John E. Perry wrote:
So what? I don't want to have to maintain separate external firewalls for
-my laptop -my work laptop -my wife's work laptop -my network printer (IPv4 only) -our home desktop -our 3 sons' laptops when they visit -our son's wife's laptop when she visits
I was really worried about IPv6 when this topic came up a few months ago, thinking it would make it much harder for me to maintain what I have now. But the (restricted address?) feature, that makes it possible for me to keep an internal local network, still invisible to the outside world, relieved my apprehensions in that respect.
You don't have to you'll still have a router to connect to your ISP. You'll just not have to use NAT to support multiple computers. You just configure the firewall to allow only what you want. If you want ssh to be available to all computers, done. If you want http to only one, done again. That is what a proper firewall is designed to do. You don't need NAT to provide appropriate protection.

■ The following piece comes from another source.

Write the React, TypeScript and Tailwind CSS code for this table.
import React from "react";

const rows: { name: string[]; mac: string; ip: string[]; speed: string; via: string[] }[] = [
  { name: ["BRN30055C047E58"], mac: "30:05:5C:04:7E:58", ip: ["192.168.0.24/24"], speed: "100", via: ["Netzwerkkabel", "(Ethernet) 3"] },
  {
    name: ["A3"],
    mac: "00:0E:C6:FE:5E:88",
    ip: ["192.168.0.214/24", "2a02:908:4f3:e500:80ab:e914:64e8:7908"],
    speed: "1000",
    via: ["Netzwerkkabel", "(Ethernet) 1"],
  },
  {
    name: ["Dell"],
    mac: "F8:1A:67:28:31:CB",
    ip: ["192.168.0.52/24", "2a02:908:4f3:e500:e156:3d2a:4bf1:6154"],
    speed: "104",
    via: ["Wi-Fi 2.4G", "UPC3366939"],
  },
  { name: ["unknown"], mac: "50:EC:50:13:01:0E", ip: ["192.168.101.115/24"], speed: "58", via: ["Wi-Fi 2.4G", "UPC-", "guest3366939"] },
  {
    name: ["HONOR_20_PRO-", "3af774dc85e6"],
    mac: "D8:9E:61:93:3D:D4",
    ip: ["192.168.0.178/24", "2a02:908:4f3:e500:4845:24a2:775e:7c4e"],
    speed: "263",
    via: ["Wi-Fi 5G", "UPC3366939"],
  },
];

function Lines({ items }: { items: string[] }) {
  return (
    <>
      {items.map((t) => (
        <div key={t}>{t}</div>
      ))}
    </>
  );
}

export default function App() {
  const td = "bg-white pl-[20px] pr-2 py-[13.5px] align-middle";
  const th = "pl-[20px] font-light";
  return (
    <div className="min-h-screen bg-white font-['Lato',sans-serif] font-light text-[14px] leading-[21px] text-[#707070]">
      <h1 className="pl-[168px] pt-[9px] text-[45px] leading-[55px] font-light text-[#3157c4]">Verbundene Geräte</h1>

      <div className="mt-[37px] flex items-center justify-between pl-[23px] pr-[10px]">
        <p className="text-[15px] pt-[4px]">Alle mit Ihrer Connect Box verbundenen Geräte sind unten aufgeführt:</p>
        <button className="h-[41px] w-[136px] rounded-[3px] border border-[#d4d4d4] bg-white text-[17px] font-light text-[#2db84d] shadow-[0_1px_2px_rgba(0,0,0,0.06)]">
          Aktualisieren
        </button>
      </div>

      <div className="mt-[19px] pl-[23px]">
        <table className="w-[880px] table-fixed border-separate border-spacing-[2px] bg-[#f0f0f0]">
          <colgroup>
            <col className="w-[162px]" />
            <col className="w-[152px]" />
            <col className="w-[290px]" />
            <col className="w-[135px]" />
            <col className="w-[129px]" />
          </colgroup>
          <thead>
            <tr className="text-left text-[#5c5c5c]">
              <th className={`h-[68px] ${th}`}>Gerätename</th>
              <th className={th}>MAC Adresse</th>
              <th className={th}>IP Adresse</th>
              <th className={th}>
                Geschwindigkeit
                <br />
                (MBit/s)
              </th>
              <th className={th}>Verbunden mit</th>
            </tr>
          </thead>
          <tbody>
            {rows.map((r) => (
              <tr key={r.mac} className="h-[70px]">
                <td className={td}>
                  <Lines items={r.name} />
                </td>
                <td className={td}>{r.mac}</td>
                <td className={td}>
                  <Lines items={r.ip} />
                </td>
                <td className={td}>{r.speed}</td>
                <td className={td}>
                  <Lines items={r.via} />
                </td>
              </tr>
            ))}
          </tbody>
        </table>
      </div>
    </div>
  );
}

For you, maybe, as a professional systems administrator. For me, as a simple-minded home user, it's a blessing. And only the (restricted address?) feature saves me from major problems when I have to go to IPv6.

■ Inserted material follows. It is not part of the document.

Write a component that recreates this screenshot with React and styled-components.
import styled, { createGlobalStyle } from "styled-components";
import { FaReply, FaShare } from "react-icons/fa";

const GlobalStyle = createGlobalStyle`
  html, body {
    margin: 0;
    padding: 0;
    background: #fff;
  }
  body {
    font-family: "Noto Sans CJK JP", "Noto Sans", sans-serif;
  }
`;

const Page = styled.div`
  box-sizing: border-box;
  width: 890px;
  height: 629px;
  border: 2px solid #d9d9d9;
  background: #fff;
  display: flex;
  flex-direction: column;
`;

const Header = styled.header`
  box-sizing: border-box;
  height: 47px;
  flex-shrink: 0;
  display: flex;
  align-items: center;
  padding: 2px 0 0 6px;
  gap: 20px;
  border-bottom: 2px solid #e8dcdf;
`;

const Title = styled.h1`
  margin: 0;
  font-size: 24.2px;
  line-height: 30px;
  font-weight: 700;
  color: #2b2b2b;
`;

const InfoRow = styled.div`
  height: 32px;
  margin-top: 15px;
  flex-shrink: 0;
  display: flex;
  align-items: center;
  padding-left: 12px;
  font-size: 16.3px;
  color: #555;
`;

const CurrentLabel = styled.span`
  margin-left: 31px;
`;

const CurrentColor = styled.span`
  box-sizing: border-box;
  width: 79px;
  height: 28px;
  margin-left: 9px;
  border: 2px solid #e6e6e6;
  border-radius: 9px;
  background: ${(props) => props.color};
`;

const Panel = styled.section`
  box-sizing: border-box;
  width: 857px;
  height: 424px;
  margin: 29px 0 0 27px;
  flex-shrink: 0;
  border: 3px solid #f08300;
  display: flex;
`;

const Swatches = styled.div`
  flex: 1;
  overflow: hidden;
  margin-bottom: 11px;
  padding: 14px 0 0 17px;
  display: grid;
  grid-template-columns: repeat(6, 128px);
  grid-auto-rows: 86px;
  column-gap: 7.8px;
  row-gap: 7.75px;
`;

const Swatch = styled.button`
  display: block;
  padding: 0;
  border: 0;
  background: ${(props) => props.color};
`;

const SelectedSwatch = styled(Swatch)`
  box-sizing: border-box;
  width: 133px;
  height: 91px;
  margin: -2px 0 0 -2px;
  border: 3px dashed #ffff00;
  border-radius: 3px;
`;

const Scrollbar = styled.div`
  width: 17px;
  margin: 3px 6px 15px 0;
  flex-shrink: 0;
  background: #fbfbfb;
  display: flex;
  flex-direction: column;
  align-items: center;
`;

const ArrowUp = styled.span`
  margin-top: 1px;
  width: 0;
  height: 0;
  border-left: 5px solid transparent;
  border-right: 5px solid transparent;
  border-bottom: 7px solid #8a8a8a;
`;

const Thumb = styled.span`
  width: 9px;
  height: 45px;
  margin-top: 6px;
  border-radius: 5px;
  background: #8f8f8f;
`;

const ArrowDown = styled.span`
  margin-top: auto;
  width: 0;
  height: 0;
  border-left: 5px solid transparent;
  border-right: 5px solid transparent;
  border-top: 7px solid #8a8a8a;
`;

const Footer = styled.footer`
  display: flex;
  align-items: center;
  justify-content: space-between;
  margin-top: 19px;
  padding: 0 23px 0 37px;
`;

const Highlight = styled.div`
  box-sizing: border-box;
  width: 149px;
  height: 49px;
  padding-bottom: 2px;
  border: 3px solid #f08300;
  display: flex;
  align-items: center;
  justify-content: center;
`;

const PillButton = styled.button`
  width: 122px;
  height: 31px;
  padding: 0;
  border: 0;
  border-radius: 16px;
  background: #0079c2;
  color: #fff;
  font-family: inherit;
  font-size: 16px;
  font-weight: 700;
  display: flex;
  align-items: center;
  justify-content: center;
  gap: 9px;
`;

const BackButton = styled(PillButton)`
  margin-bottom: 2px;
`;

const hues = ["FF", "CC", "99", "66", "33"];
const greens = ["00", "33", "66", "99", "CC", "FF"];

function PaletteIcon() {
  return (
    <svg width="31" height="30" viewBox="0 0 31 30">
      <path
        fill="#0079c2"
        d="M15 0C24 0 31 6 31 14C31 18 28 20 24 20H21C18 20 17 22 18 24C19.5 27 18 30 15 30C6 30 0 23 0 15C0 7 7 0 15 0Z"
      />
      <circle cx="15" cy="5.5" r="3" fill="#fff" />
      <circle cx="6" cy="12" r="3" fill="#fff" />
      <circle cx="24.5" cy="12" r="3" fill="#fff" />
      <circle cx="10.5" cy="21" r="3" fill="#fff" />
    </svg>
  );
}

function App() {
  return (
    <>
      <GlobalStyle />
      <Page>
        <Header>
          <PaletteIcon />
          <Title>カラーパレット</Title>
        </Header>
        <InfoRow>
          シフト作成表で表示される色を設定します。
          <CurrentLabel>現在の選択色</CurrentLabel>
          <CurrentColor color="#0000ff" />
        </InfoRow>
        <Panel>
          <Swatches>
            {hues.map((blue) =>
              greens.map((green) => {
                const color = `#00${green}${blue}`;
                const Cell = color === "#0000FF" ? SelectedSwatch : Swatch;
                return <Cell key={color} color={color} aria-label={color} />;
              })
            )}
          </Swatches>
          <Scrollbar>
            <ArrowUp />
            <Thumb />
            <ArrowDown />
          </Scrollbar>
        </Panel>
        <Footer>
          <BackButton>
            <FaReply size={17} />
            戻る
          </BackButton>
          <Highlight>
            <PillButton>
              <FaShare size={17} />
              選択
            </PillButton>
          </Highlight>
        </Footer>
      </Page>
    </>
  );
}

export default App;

When you set up a firewall, NAT doesn't really help much. Even with the current NAT/routers, you start with everything blocked. Then you start adding whatever you need. With NAT, it quickly becomes more complex, if you want to use the same protocol to multiple computers. That issue simply does not arise with sufficient address on either IPv4 or IPv6. As for firewalls, there'd be no practical difference between configuring a subnet for IPv4 or IPv6. There is a difference with NAT, in that it makes it more difficult.
I'm now pretty much neutral as to when v6 happens for me. But this silliness of IPv4 NAT being a Bad Thing for everyone irritates me. My router with dhcp makes NAT and firewalling Just Work for me and mine.
With IPv6, you don't even need DHCP, although it is available. IPv6 addresses are automagically configured. The router advertises the network address and the computer adds it's MAC address to create a unique IP address. There are also methods to use a random number instead of the MAC address, as I believe currently happens with newer versions of Windows. Of course, manual configuration is still available. And if you still want to use them, there are also IPv6 equivalents of the RFC1918 addresses used by NAT.
You want v6; fine. I'll have to go to it soon; fine.